:: Dataset section ::
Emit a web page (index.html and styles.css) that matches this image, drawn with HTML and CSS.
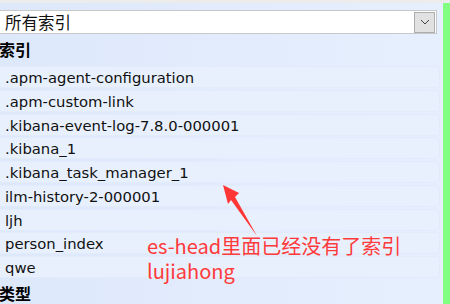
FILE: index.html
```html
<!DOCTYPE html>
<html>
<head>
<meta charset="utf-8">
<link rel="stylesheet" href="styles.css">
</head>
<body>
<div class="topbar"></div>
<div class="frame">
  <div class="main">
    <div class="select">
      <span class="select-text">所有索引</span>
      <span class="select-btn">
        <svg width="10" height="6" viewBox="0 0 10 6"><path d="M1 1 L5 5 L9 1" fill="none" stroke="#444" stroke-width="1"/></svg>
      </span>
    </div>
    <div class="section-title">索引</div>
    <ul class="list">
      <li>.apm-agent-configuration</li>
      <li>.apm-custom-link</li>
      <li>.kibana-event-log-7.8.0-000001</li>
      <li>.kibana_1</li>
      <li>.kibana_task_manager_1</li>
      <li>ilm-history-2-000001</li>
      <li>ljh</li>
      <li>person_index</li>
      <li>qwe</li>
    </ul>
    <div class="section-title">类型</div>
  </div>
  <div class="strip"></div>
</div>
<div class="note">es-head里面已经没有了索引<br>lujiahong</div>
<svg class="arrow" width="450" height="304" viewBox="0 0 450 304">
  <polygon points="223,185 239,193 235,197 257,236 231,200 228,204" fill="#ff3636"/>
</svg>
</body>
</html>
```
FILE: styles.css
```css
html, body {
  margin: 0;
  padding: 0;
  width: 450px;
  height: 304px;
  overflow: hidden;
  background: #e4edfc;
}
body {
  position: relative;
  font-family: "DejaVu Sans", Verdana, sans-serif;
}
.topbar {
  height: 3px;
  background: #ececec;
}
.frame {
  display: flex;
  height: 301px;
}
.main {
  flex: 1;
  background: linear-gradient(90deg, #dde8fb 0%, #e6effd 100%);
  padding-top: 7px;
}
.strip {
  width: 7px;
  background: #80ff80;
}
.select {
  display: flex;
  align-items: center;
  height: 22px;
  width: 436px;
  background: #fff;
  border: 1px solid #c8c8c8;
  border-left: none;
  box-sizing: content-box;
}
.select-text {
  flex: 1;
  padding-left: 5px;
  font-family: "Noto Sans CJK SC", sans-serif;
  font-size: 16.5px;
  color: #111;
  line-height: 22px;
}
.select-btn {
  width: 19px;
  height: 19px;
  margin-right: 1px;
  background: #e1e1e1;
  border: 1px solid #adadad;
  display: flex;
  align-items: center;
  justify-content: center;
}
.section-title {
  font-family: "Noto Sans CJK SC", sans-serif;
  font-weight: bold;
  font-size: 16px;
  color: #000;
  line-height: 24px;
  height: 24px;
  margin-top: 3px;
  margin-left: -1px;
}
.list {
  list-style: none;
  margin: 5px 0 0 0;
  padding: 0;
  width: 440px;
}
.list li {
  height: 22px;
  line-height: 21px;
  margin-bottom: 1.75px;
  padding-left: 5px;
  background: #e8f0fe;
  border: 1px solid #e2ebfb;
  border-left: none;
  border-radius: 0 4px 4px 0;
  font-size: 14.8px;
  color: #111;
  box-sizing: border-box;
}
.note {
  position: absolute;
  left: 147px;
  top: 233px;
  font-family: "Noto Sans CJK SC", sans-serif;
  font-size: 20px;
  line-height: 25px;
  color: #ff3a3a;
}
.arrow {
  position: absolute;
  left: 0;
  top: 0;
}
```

:: What you should do ::
Copy all the lines of data exactly as they appear, dropping any images.

:: Expected answer ::
Emit a web page (index.html and styles.css) that matches this image, drawn with HTML and CSS.
FILE: index.html
```html
<!DOCTYPE html>
<html>
<head>
<meta charset="utf-8">
<link rel="stylesheet" href="styles.css">
</head>
<body>
<div class="topbar"></div>
<div class="frame">
  <div class="main">
    <div class="select">
      <span class="select-text">所有索引</span>
      <span class="select-btn">
        <svg width="10" height="6" viewBox="0 0 10 6"><path d="M1 1 L5 5 L9 1" fill="none" stroke="#444" stroke-width="1"/></svg>
      </span>
    </div>
    <div class="section-title">索引</div>
    <ul class="list">
      <li>.apm-agent-configuration</li>
      <li>.apm-custom-link</li>
      <li>.kibana-event-log-7.8.0-000001</li>
      <li>.kibana_1</li>
      <li>.kibana_task_manager_1</li>
      <li>ilm-history-2-000001</li>
      <li>ljh</li>
      <li>person_index</li>
      <li>qwe</li>
    </ul>
    <div class="section-title">类型</div>
  </div>
  <div class="strip"></div>
</div>
<div class="note">es-head里面已经没有了索引<br>lujiahong</div>
<svg class="arrow" width="450" height="304" viewBox="0 0 450 304">
  <polygon points="223,185 239,193 235,197 257,236 231,200 228,204" fill="#ff3636"/>
</svg>
</body>
</html>
```
FILE: styles.css
```css
html, body {
  margin: 0;
  padding: 0;
  width: 450px;
  height: 304px;
  overflow: hidden;
  background: #e4edfc;
}
body {
  position: relative;
  font-family: "DejaVu Sans", Verdana, sans-serif;
}
.topbar {
  height: 3px;
  background: #ececec;
}
.frame {
  display: flex;
  height: 301px;
}
.main {
  flex: 1;
  background: linear-gradient(90deg, #dde8fb 0%, #e6effd 100%);
  padding-top: 7px;
}
.strip {
  width: 7px;
  background: #80ff80;
}
.select {
  display: flex;
  align-items: center;
  height: 22px;
  width: 436px;
  background: #fff;
  border: 1px solid #c8c8c8;
  border-left: none;
  box-sizing: content-box;
}
.select-text {
  flex: 1;
  padding-left: 5px;
  font-family: "Noto Sans CJK SC", sans-serif;
  font-size: 16.5px;
  color: #111;
  line-height: 22px;
}
.select-btn {
  width: 19px;
  height: 19px;
  margin-right: 1px;
  background: #e1e1e1;
  border: 1px solid #adadad;
  display: flex;
  align-items: center;
  justify-content: center;
}
.section-title {
  font-family: "Noto Sans CJK SC", sans-serif;
  font-weight: bold;
  font-size: 16px;
  color: #000;
  line-height: 24px;
  height: 24px;
  margin-top: 3px;
  margin-left: -1px;
}
.list {
  list-style: none;
  margin: 5px 0 0 0;
  padding: 0;
  width: 440px;
}
.list li {
  height: 22px;
  line-height: 21px;
  margin-bottom: 1.75px;
  padding-left: 5px;
  background: #e8f0fe;
  border: 1px solid #e2ebfb;
  border-left: none;
  border-radius: 0 4px 4px 0;
  font-size: 14.8px;
  color: #111;
  box-sizing: border-box;
}
.note {
  position: absolute;
  left: 147px;
  top: 233px;
  font-family: "Noto Sans CJK SC", sans-serif;
  font-size: 20px;
  line-height: 25px;
  color: #ff3a3a;
}
.arrow {
  position: absolute;
  left: 0;
  top: 0;
}
```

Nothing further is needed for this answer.